■ WHAT THE TASK REQUIRES:
Please output every line of the material as it stands, without the pictures.

■ DATA SHOWN:
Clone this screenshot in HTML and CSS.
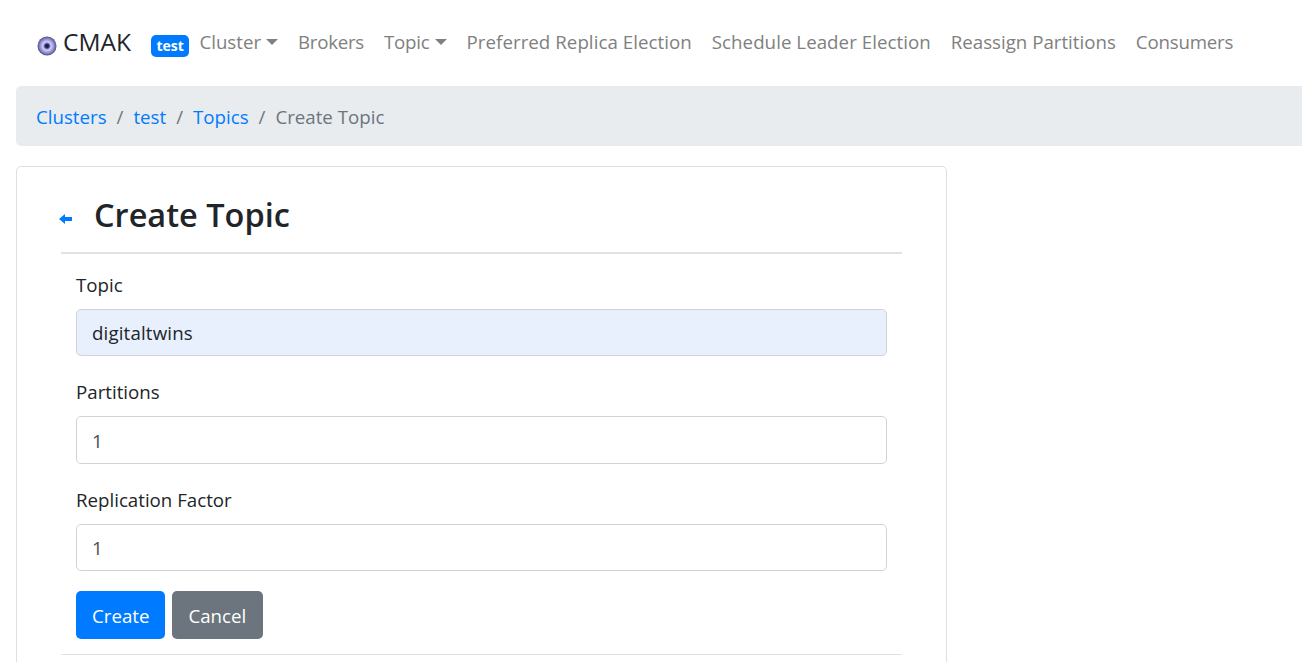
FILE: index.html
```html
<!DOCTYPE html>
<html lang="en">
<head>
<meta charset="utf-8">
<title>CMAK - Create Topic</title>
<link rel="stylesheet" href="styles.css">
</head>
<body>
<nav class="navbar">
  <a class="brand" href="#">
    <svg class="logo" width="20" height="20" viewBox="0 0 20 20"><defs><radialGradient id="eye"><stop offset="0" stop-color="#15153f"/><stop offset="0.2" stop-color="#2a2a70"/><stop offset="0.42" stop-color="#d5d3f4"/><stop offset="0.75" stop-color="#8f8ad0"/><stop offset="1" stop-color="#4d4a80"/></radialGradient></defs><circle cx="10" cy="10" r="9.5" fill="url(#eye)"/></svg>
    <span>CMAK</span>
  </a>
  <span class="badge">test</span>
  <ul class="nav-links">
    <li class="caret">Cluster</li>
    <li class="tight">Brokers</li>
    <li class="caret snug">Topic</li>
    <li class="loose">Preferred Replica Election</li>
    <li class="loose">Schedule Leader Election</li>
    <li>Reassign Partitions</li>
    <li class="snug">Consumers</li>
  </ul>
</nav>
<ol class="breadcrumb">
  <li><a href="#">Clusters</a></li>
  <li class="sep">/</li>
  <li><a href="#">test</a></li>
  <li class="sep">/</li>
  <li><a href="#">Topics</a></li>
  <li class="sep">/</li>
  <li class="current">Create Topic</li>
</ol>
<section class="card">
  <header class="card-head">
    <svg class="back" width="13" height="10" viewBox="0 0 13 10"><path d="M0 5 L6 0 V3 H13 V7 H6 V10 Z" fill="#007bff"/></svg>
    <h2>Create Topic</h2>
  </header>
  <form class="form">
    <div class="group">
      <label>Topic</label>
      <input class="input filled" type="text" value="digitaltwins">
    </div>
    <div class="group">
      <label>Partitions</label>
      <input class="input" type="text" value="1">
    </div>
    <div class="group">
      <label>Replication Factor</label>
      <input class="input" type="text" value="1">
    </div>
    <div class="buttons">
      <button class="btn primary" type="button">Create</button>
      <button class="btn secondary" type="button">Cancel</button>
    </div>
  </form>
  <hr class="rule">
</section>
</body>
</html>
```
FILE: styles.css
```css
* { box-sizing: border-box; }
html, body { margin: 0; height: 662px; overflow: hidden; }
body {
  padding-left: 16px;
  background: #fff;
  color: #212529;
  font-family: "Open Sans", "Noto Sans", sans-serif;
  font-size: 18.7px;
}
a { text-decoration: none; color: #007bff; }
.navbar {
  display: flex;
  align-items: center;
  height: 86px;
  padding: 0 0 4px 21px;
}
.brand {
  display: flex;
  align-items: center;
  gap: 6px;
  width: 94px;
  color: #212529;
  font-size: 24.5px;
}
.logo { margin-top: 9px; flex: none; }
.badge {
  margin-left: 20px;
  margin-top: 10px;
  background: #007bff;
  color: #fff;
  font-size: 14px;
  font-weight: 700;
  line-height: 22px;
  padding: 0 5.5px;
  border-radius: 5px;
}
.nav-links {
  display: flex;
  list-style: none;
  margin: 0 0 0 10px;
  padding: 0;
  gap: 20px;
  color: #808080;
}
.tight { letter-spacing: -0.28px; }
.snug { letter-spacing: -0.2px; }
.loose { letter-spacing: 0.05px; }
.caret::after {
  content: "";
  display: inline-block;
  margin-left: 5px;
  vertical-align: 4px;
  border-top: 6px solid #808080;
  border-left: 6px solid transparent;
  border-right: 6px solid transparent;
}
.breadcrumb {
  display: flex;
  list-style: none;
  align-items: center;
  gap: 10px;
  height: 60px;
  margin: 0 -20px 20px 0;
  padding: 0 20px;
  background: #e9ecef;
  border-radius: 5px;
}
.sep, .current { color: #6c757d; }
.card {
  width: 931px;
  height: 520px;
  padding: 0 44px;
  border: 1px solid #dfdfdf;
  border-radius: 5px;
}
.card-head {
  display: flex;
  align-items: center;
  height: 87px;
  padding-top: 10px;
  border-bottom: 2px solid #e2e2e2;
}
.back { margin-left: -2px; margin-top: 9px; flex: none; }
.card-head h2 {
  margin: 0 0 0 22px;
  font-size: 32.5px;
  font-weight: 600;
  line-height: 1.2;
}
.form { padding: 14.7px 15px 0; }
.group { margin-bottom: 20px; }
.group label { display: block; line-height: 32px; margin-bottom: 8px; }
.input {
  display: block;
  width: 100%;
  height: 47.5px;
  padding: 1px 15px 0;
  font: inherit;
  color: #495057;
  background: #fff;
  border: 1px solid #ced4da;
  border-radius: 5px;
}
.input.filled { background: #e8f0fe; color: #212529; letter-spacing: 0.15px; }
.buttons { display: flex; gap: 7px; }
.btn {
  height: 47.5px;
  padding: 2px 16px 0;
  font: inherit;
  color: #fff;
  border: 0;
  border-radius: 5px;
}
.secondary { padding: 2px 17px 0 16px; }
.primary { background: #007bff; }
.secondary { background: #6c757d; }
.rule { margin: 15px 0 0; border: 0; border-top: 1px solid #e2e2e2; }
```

■ RESULT OF THE EXERCISE:
Clone this screenshot in HTML and CSS.
FILE: index.html
```html
<!DOCTYPE html>
<html lang="en">
<head>
<meta charset="utf-8">
<title>CMAK - Create Topic</title>
<link rel="stylesheet" href="styles.css">
</head>
<body>
<nav class="navbar">
  <a class="brand" href="#">
    <svg class="logo" width="20" height="20" viewBox="0 0 20 20"><defs><radialGradient id="eye"><stop offset="0" stop-color="#15153f"/><stop offset="0.2" stop-color="#2a2a70"/><stop offset="0.42" stop-color="#d5d3f4"/><stop offset="0.75" stop-color="#8f8ad0"/><stop offset="1" stop-color="#4d4a80"/></radialGradient></defs><circle cx="10" cy="10" r="9.5" fill="url(#eye)"/></svg>
    <span>CMAK</span>
  </a>
  <span class="badge">test</span>
  <ul class="nav-links">
    <li class="caret">Cluster</li>
    <li class="tight">Brokers</li>
    <li class="caret snug">Topic</li>
    <li class="loose">Preferred Replica Election</li>
    <li class="loose">Schedule Leader Election</li>
    <li>Reassign Partitions</li>
    <li class="snug">Consumers</li>
  </ul>
</nav>
<ol class="breadcrumb">
  <li><a href="#">Clusters</a></li>
  <li class="sep">/</li>
  <li><a href="#">test</a></li>
  <li class="sep">/</li>
  <li><a href="#">Topics</a></li>
  <li class="sep">/</li>
  <li class="current">Create Topic</li>
</ol>
<section class="card">
  <header class="card-head">
    <svg class="back" width="13" height="10" viewBox="0 0 13 10"><path d="M0 5 L6 0 V3 H13 V7 H6 V10 Z" fill="#007bff"/></svg>
    <h2>Create Topic</h2>
  </header>
  <form class="form">
    <div class="group">
      <label>Topic</label>
      <input class="input filled" type="text" value="digitaltwins">
    </div>
    <div class="group">
      <label>Partitions</label>
      <input class="input" type="text" value="1">
    </div>
    <div class="group">
      <label>Replication Factor</label>
      <input class="input" type="text" value="1">
    </div>
    <div class="buttons">
      <button class="btn primary" type="button">Create</button>
      <button class="btn secondary" type="button">Cancel</button>
    </div>
  </form>
  <hr class="rule">
</section>
</body>
</html>
```
FILE: styles.css
```css
* { box-sizing: border-box; }
html, body { margin: 0; height: 662px; overflow: hidden; }
body {
  padding-left: 16px;
  background: #fff;
  color: #212529;
  font-family: "Open Sans", "Noto Sans", sans-serif;
  font-size: 18.7px;
}
a { text-decoration: none; color: #007bff; }
.navbar {
  display: flex;
  align-items: center;
  height: 86px;
  padding: 0 0 4px 21px;
}
.brand {
  display: flex;
  align-items: center;
  gap: 6px;
  width: 94px;
  color: #212529;
  font-size: 24.5px;
}
.logo { margin-top: 9px; flex: none; }
.badge {
  margin-left: 20px;
  margin-top: 10px;
  background: #007bff;
  color: #fff;
  font-size: 14px;
  font-weight: 700;
  line-height: 22px;
  padding: 0 5.5px;
  border-radius: 5px;
}
.nav-links {
  display: flex;
  list-style: none;
  margin: 0 0 0 10px;
  padding: 0;
  gap: 20px;
  color: #808080;
}
.tight { letter-spacing: -0.28px; }
.snug { letter-spacing: -0.2px; }
.loose { letter-spacing: 0.05px; }
.caret::after {
  content: "";
  display: inline-block;
  margin-left: 5px;
  vertical-align: 4px;
  border-top: 6px solid #808080;
  border-left: 6px solid transparent;
  border-right: 6px solid transparent;
}
.breadcrumb {
  display: flex;
  list-style: none;
  align-items: center;
  gap: 10px;
  height: 60px;
  margin: 0 -20px 20px 0;
  padding: 0 20px;
  background: #e9ecef;
  border-radius: 5px;
}
.sep, .current { color: #6c757d; }
.card {
  width: 931px;
  height: 520px;
  padding: 0 44px;
  border: 1px solid #dfdfdf;
  border-radius: 5px;
}
.card-head {
  display: flex;
  align-items: center;
  height: 87px;
  padding-top: 10px;
  border-bottom: 2px solid #e2e2e2;
}
.back { margin-left: -2px; margin-top: 9px; flex: none; }
.card-head h2 {
  margin: 0 0 0 22px;
  font-size: 32.5px;
  font-weight: 600;
  line-height: 1.2;
}
.form { padding: 14.7px 15px 0; }
.group { margin-bottom: 20px; }
.group label { display: block; line-height: 32px; margin-bottom: 8px; }
.input {
  display: block;
  width: 100%;
  height: 47.5px;
  padding: 1px 15px 0;
  font: inherit;
  color: #495057;
  background: #fff;
  border: 1px solid #ced4da;
  border-radius: 5px;
}
.input.filled { background: #e8f0fe; color: #212529; letter-spacing: 0.15px; }
.buttons { display: flex; gap: 7px; }
.btn {
  height: 47.5px;
  padding: 2px 16px 0;
  font: inherit;
  color: #fff;
  border: 0;
  border-radius: 5px;
}
.secondary { padding: 2px 17px 0 16px; }
.primary { background: #007bff; }
.secondary { background: #6c757d; }
.rule { margin: 15px 0 0; border: 0; border-top: 1px solid #e2e2e2; }
```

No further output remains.